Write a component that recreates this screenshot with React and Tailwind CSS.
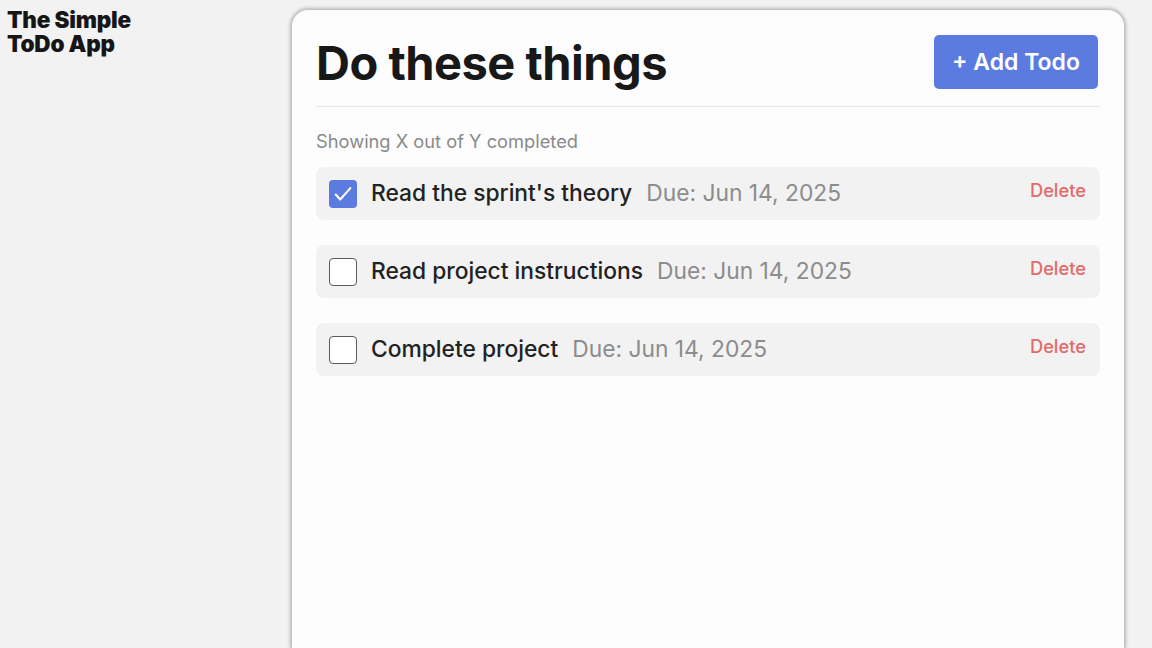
const TODOS = [
  { id: 1, name: "Read the sprint's theory", due: 'Jun 14, 2025', done: true },
  { id: 2, name: 'Read project instructions', due: 'Jun 14, 2025', done: false },
  { id: 3, name: 'Complete project', due: 'Jun 14, 2025', done: false },
];

const Check = ({ checked }) =>
  checked ? (
    <span className="w-7 h-7 rounded-[4px] bg-[#5b7be0] flex items-center justify-center flex-shrink-0">
      <svg width="22" height="22" viewBox="0 0 24 24" fill="none" stroke="white" strokeWidth="2.2" strokeLinecap="round" strokeLinejoin="round">
        <path d="M4 12.5l5 5.5L20 5.5" />
      </svg>
    </span>
  ) : (
    <span className="w-7 h-7 rounded-[4px] border-[1.5px] border-[#5a5a5a] bg-white flex-shrink-0" />
  );

export default function App() {
  return (
    <div className="min-h-screen h-[648px] overflow-hidden bg-[#f2f2f2] flex font-['Inter',sans-serif]">
      {/* Sidebar */}
      <aside className="w-[292px] flex-shrink-0 pl-[7px] pt-[8px]">
        <h1 className="text-[22.5px] leading-[24px] font-black tracking-[-0.2px] text-[#161616]">
          The Simple
          <br />
          ToDo App
        </h1>
      </aside>

      {/* Card */}
      <main className="w-[832px] mt-[10px] bg-[#fdfdfd] rounded-t-[16px] shadow-[0_0_4px_1px_rgba(0,0,0,0.35)] px-6 pt-[25px]">
        <div className="flex items-start justify-between pb-4 border-b border-[#e6e6e6]">
          <h2 className="text-[47px] leading-[54px] font-bold tracking-[-0.5px] text-[#181818] pt-[1px]">Do these things</h2>
          <button className="w-[164px] h-[54px] mr-[2px] rounded-[5px] bg-[#5b7be0] text-white text-[23px] font-semibold">
            + Add Todo
          </button>
        </div>

        <p className="mt-[23px] text-[18.3px] leading-[22px] text-[#8a8a8a]">Showing X out of Y completed</p>

        <ul className="mt-[15px] flex flex-col gap-[25px]">
          {TODOS.map((t) => (
            <li key={t.id} className="h-[53px] rounded-[8px] bg-[#f2f2f2] flex items-center pl-[13px] pr-[14px]">
              <Check checked={t.done} />
              <span className="ml-[14px] text-[22.8px] leading-[28px] mb-[2px] font-medium text-[#222]">{t.name}</span>
              <span className="ml-[14px] text-[22.8px] leading-[28px] mb-[2px] text-[#8c8c8c]">Due: {t.due}</span>
              <button className="ml-auto self-start mt-[10px] text-[18.3px] font-medium text-[#e36a6a]">Delete</button>
            </li>
          ))}
        </ul>
      </main>
    </div>
  );
}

■ ■ ■ ■ ■

Problem> Repeat all the data as it stands, dropping any images it holds.

Answer for the task>
Write a component that recreates this screenshot with React and Tailwind CSS.
const TODOS = [
  { id: 1, name: "Read the sprint's theory", due: 'Jun 14, 2025', done: true },
  { id: 2, name: 'Read project instructions', due: 'Jun 14, 2025', done: false },
  { id: 3, name: 'Complete project', due: 'Jun 14, 2025', done: false },
];

const Check = ({ checked }) =>
  checked ? (
    <span className="w-7 h-7 rounded-[4px] bg-[#5b7be0] flex items-center justify-center flex-shrink-0">
      <svg width="22" height="22" viewBox="0 0 24 24" fill="none" stroke="white" strokeWidth="2.2" strokeLinecap="round" strokeLinejoin="round">
        <path d="M4 12.5l5 5.5L20 5.5" />
      </svg>
    </span>
  ) : (
    <span className="w-7 h-7 rounded-[4px] border-[1.5px] border-[#5a5a5a] bg-white flex-shrink-0" />
  );

export default function App() {
  return (
    <div className="min-h-screen h-[648px] overflow-hidden bg-[#f2f2f2] flex font-['Inter',sans-serif]">
      {/* Sidebar */}
      <aside className="w-[292px] flex-shrink-0 pl-[7px] pt-[8px]">
        <h1 className="text-[22.5px] leading-[24px] font-black tracking-[-0.2px] text-[#161616]">
          The Simple
          <br />
          ToDo App
        </h1>
      </aside>

      {/* Card */}
      <main className="w-[832px] mt-[10px] bg-[#fdfdfd] rounded-t-[16px] shadow-[0_0_4px_1px_rgba(0,0,0,0.35)] px-6 pt-[25px]">
        <div className="flex items-start justify-between pb-4 border-b border-[#e6e6e6]">
          <h2 className="text-[47px] leading-[54px] font-bold tracking-[-0.5px] text-[#181818] pt-[1px]">Do these things</h2>
          <button className="w-[164px] h-[54px] mr-[2px] rounded-[5px] bg-[#5b7be0] text-white text-[23px] font-semibold">
            + Add Todo
          </button>
        </div>

        <p className="mt-[23px] text-[18.3px] leading-[22px] text-[#8a8a8a]">Showing X out of Y completed</p>

        <ul className="mt-[15px] flex flex-col gap-[25px]">
          {TODOS.map((t) => (
            <li key={t.id} className="h-[53px] rounded-[8px] bg-[#f2f2f2] flex items-center pl-[13px] pr-[14px]">
              <Check checked={t.done} />
              <span className="ml-[14px] text-[22.8px] leading-[28px] mb-[2px] font-medium text-[#222]">{t.name}</span>
              <span className="ml-[14px] text-[22.8px] leading-[28px] mb-[2px] text-[#8c8c8c]">Due: {t.due}</span>
              <button className="ml-auto self-start mt-[10px] text-[18.3px] font-medium text-[#e36a6a]">Delete</button>
            </li>
          ))}
        </ul>
      </main>
    </div>
  );
}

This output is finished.